We present LrcSSM, a $\textit{non-linear}$ recurrent model that processes long sequences as fast as today's linear state-space layers. By forcing its Jacobian matrix to be diagonal, the full sequence can be solved in parallel, giving $\mathcal{O}(TD)$ time and memory and only $\mathcal{O}(\log T)$ sequential depth, for input-sequence length $T$ and a state dimension $D$. Moreover, LrcSSM offers a formal gradient-stability guarantee that other input-varying systems such as Liquid-S4 and Mamba do not provide. Importantly, the diagonal Jacobian structure of our model results in no performance loss compared to the original model with dense Jacobian, and the approach can be generalized to other non-linear recurrent models, demonstrating broader applicability. On a suite of long-range forecasting tasks, we demonstrate that LrcSSM outperforms Transformers, LRU, S5, and Mamba.

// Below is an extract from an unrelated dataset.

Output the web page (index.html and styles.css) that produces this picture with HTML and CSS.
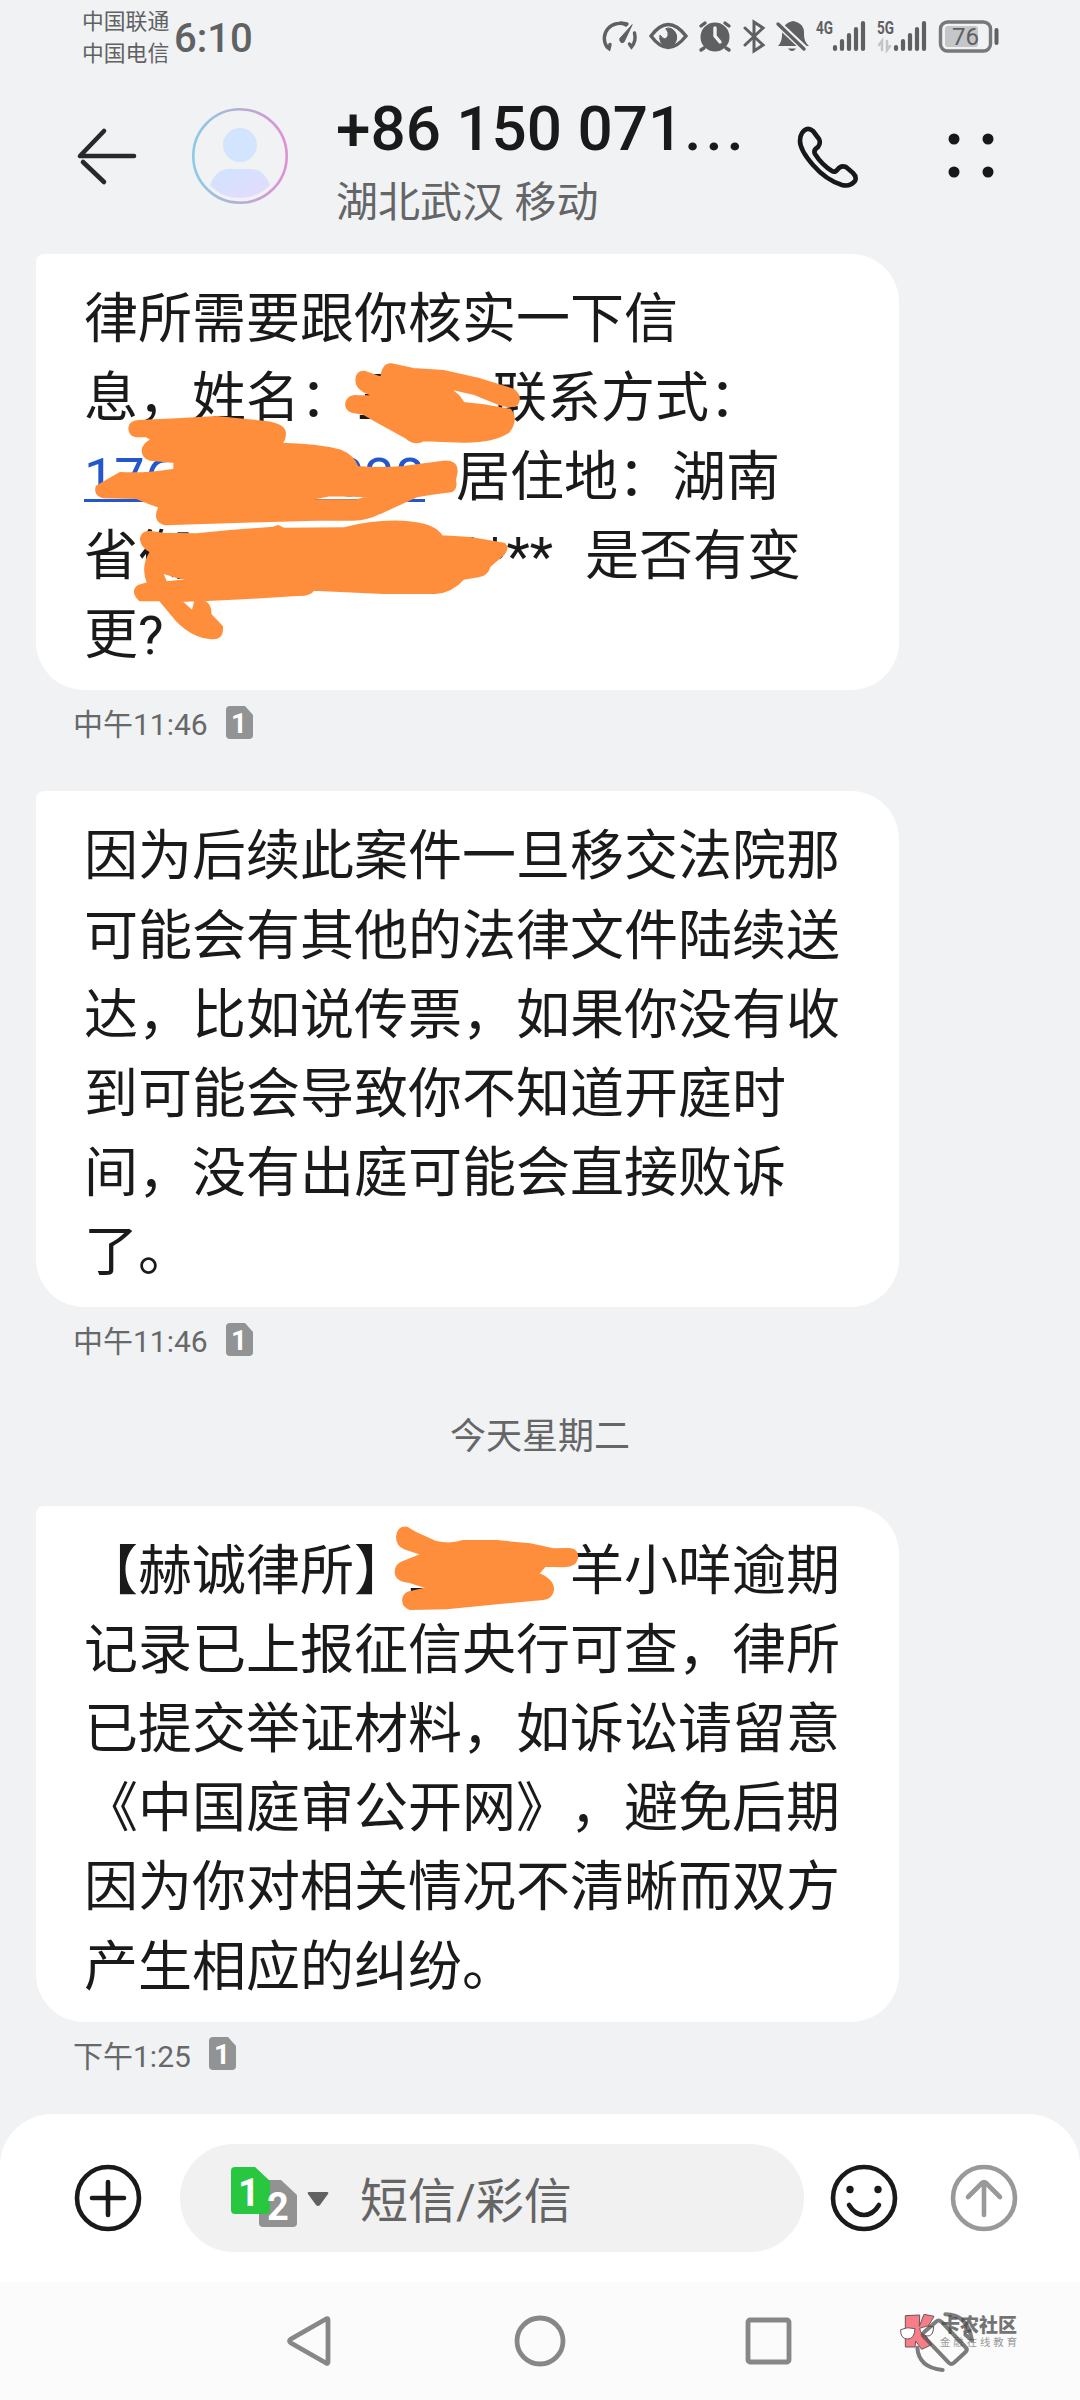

翻译：我们提出了LrcSSM，一种非线性循环模型，其处理长序列的速度与当前线性状态空间层相当。通过强制其雅可比矩阵为对角矩阵，整个序列可以并行求解，对于输入序列长度T和状态维度D，仅需O(TD)的时间和内存以及O(log T)的顺序深度。此外，LrcSSM提供了其他输入变化系统（如Liquid-S4和Mamba）所不具备的形式化梯度稳定性保证。重要的是，与具有稠密雅可比矩阵的原始模型相比，我们模型的对角雅可比结构不会导致性能损失，并且该方法可以推广到其他非线性循环模型，展示了更广泛的适用性。在一系列长程预测任务中，我们证明LrcSSM优于Transformer、LRU、S5和Mamba。